The next step is just a trick with python functions. We use the "partial" function to fix certain parameters for the function "job". In particular, we are specifying that job should take in the NeuroDataResource object we just created and the function provided in the parameters.

This function, called "task", is what will be run across each block object in parallel.

Some other things to note, default block size is provided, and if cpus are not specified, we will automatically use the total number of cpus your node has - 1.

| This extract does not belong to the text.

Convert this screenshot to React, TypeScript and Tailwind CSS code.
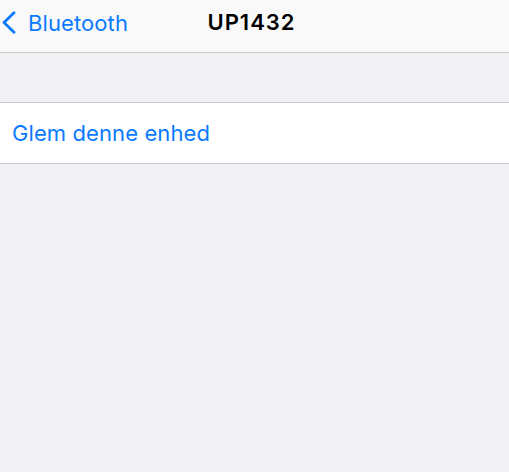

Here is the job we are running:

In [None]:
'''
 This function pulls data from BOSS, and runs a function on it

 Input:
 block Block object without raw data
 resource NeuroDataResource object
 function pipeline to be run on data
 Output:
 String of block key (z_start, y_start, x_start)
'''
def job(block, resource, function = None):

 print("Starting job, retrieiving data")
 block = get_data(resource, block)
 print("Starting algorithm")
 try:
 result = function(block.data)
 except Exception as ex:
 print(ex)
 print("Ran into error in algorithm, exiting this block")
 return

 key = str(block.z_start) + "_" + str(block.y_start) + "_" + str(block.x_start)
 print("Done with job")
 return key


All this job does is populate the Block object with a data dictionary through the get_data function, then runs the specified function on the data dictionary. Note that if there is an exception in the function provided, the parallel process will not end but that block is skipped.

On the other hand, if there is an error with getting the data or the overall job function, the entire pool will terminate!

One final note, in the function you provide, you should also handle saving your results, merging etc.